If you have trouble sticking with one language long enough to get good at it, it might not be as bad as it seems. Learning a language until mastery takes a long time–exactly how long depends on the language and other factors–and this requires commitment. The commitment usually isn’t sufficient in the beginning. Thus, it’s easy to find yourself changing languages frequently. This month you’re studying Italian, the next Russian, and the next Japanese. 

There are unusual individuals who can start a long enterprise from scratch and remain committed from day one, for as long as it takes. Others have a motivation so strong that the commitment comes easily. Yet others have outside support (from a school or parent, for example). But most of us don’t fit these descriptions. What do we do? 

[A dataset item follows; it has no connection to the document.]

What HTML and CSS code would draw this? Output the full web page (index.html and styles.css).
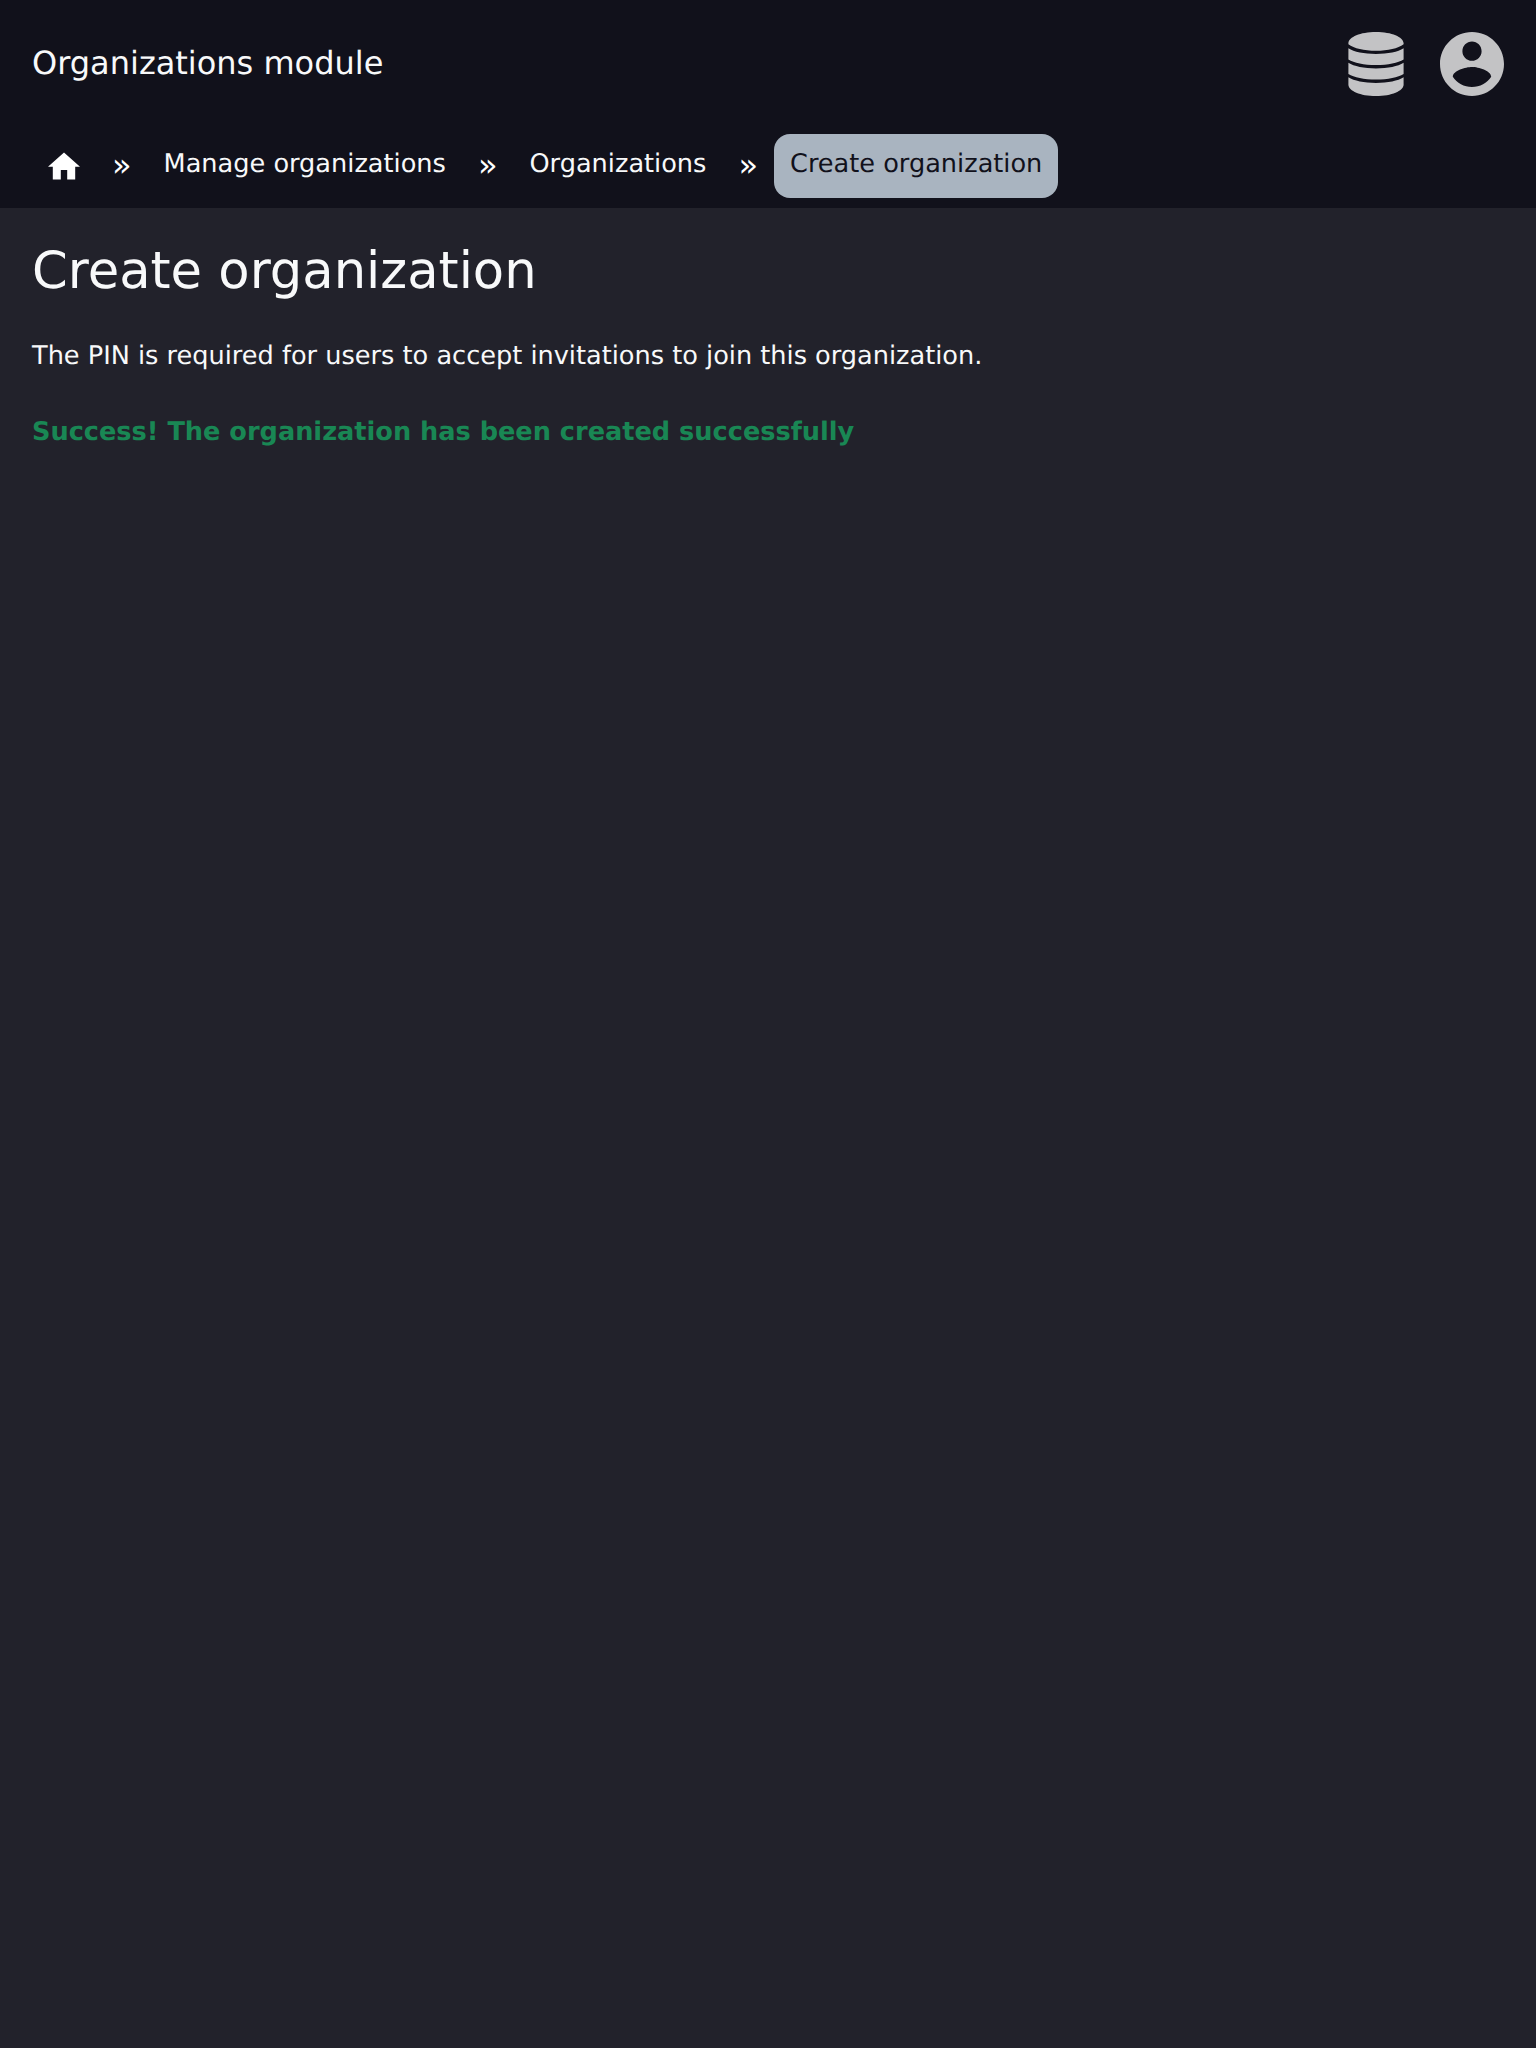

If there’s a language you really want to learn but you are having trouble being committed to it, my advice is to dabble in it. Then dabble in other languages. After that, dabble in this language again, and try to stick with it longer. Then dabble in something else. Always return to this language. After a few rounds, either the commitment will come or your interest in it will disappear. Once the commitment finally arrives, make this language a priority and a habit. Make studying it even a little everyday a part of your life, like eating or sleeping. 

Each time you return to this one language, you’ll no doubt want to review what you studied before and then continue the same textbook, course, or app. By all means do that, but also study from a different course or app at the same time. Why? Because you need to make each round of study a new experience rather than trying to repeat an old one. Mere review is demotivating, but experiencing the language in a new way is invigorating. Furthermore, you might learn that you don’t like your previous course or app as much as you thought you did. 

It is my hope that your dabbling in various languages will lead you to fall in love with at least one of them, and then you’ll be on your way toward commitment. Even with a strong interest in a certain language, it might take several rounds of dabbling in it before you find the strength to maintain a habit and persevere until mastery.